▶ **THE DATA**
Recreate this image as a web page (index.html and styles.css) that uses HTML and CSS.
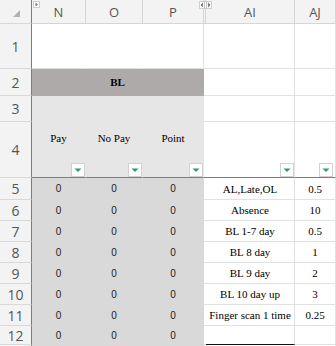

---

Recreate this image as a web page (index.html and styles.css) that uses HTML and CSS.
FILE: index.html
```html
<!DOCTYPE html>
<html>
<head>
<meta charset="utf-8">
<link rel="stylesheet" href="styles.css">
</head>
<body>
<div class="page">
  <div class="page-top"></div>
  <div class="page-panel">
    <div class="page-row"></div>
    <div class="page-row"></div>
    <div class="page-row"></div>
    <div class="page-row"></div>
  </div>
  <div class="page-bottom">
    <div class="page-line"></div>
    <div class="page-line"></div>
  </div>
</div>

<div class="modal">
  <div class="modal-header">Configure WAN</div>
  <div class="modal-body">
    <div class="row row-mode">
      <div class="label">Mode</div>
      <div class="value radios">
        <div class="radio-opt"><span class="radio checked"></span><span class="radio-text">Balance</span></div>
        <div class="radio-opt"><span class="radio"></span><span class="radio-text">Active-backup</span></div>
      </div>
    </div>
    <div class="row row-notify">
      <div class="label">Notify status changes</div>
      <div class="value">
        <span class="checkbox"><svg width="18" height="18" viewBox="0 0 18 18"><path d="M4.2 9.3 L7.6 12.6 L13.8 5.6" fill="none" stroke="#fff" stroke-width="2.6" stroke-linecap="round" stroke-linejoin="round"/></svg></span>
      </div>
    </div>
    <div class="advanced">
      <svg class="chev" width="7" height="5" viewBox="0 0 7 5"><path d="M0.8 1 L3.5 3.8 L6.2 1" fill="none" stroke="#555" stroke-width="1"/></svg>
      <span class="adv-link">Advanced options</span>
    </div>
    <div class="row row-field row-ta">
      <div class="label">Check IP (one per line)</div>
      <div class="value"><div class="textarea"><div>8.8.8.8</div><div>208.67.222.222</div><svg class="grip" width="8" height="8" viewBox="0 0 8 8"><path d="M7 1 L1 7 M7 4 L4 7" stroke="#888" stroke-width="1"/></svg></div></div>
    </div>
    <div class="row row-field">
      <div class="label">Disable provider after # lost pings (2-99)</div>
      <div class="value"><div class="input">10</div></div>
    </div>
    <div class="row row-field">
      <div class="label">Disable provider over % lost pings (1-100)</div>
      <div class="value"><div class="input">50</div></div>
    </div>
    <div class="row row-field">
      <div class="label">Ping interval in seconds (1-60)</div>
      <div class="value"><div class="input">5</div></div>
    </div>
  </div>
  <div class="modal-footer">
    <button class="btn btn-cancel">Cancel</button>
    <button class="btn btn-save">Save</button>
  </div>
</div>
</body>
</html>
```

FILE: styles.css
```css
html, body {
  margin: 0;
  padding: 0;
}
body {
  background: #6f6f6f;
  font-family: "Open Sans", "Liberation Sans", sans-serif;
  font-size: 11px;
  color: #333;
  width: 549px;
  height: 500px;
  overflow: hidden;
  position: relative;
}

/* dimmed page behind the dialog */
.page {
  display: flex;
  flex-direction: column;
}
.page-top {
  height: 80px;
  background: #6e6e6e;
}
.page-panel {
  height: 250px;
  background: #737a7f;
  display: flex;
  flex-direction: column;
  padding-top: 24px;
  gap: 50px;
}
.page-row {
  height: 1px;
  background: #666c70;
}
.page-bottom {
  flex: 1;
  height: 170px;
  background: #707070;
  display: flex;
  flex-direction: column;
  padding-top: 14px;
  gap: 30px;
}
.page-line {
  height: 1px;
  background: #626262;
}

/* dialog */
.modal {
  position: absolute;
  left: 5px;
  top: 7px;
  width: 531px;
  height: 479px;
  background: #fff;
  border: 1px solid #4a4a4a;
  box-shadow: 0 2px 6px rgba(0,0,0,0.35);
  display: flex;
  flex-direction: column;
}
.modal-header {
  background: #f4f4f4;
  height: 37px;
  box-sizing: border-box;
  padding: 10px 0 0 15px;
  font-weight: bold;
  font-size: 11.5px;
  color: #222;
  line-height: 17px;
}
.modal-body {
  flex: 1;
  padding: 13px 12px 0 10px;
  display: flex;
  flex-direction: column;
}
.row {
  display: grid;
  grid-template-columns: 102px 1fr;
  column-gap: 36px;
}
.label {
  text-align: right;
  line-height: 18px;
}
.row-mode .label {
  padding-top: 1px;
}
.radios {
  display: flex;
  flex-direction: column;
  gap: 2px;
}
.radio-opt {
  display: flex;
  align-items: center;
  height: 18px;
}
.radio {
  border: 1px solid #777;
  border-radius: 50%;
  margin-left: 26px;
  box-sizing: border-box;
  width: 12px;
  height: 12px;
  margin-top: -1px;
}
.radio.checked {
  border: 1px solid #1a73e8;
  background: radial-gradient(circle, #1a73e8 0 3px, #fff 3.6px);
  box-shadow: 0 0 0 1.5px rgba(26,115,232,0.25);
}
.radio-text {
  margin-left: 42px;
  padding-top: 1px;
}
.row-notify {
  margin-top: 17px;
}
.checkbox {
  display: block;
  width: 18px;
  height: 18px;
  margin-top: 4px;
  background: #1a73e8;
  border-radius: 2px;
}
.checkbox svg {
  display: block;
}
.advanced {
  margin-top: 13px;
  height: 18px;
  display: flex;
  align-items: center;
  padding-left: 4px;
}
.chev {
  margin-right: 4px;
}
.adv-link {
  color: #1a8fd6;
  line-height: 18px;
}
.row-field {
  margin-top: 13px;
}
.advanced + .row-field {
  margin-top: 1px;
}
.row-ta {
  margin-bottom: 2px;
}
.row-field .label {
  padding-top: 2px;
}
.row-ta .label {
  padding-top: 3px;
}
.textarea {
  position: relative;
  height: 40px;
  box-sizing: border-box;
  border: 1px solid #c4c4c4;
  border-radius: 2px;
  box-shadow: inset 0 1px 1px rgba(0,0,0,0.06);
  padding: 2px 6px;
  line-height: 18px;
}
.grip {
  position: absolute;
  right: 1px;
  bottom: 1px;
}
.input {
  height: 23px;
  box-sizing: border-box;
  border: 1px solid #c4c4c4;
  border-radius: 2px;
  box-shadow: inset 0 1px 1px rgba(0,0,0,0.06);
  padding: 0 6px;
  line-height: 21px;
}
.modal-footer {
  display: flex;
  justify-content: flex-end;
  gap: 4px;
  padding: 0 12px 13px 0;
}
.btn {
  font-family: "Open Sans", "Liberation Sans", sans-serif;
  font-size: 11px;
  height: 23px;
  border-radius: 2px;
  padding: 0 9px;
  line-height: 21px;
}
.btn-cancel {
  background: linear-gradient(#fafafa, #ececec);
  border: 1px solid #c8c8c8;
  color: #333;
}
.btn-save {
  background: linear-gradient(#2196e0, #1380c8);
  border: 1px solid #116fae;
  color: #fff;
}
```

==

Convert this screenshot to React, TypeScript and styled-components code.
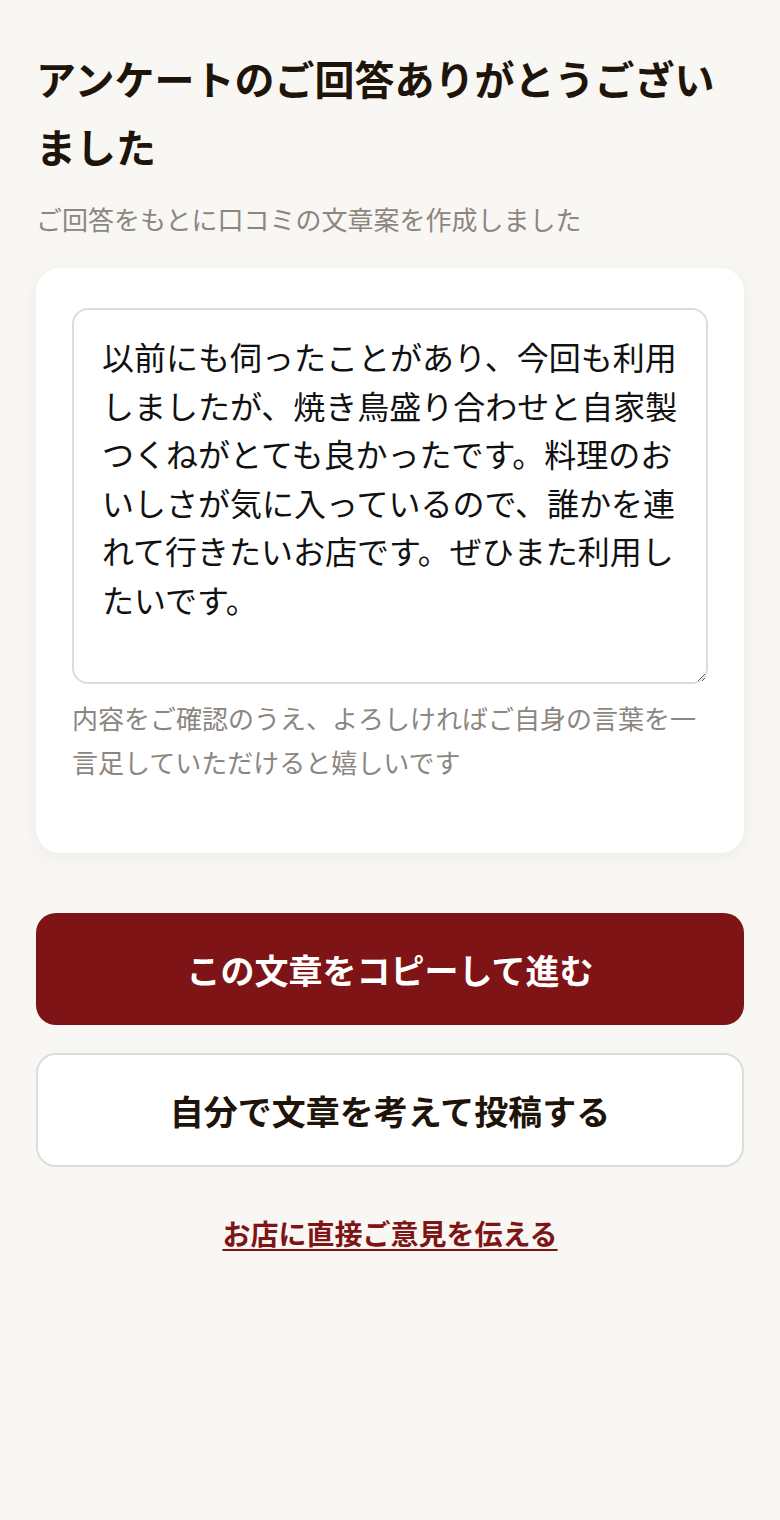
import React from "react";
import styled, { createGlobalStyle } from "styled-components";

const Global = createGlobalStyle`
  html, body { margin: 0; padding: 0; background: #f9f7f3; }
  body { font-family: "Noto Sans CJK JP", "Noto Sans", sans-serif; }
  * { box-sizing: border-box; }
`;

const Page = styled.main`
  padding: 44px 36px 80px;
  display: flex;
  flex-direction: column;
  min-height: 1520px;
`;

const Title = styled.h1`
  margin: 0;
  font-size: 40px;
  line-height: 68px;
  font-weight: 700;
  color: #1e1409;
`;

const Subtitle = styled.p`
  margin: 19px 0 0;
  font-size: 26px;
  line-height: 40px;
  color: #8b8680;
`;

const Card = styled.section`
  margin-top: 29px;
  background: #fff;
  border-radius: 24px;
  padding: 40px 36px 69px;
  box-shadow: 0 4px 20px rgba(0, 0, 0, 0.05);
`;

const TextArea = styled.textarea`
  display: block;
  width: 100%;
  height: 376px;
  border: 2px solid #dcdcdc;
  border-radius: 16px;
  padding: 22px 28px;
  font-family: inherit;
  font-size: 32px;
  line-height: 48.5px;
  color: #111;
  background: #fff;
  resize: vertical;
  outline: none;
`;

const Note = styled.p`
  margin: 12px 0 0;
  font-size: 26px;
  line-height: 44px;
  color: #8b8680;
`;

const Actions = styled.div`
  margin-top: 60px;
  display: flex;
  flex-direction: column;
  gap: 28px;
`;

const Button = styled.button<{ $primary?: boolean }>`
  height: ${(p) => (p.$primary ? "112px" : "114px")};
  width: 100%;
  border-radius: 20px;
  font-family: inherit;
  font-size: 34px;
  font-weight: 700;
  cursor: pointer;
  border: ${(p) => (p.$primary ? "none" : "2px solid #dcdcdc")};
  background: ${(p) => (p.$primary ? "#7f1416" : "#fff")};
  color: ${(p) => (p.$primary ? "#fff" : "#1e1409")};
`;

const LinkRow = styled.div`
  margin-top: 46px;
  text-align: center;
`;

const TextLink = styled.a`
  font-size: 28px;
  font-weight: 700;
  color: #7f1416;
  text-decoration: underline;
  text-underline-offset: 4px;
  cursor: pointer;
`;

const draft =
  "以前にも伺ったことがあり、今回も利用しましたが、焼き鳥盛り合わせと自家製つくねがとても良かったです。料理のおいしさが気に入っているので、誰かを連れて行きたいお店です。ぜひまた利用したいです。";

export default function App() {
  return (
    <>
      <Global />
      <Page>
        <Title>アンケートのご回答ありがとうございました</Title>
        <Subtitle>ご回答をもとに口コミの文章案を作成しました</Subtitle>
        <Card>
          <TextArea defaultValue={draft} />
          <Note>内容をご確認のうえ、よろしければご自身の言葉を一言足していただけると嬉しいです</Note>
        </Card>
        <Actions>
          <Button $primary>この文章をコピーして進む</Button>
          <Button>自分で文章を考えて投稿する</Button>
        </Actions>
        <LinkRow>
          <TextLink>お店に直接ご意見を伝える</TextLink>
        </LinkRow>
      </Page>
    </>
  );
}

▶ **SET EXERCISE**
Identify every line holding the word "React" and copy it out.

▶ **FINISHED ANSWER**
Convert this screenshot to React, TypeScript and styled-components code.
import React from "react";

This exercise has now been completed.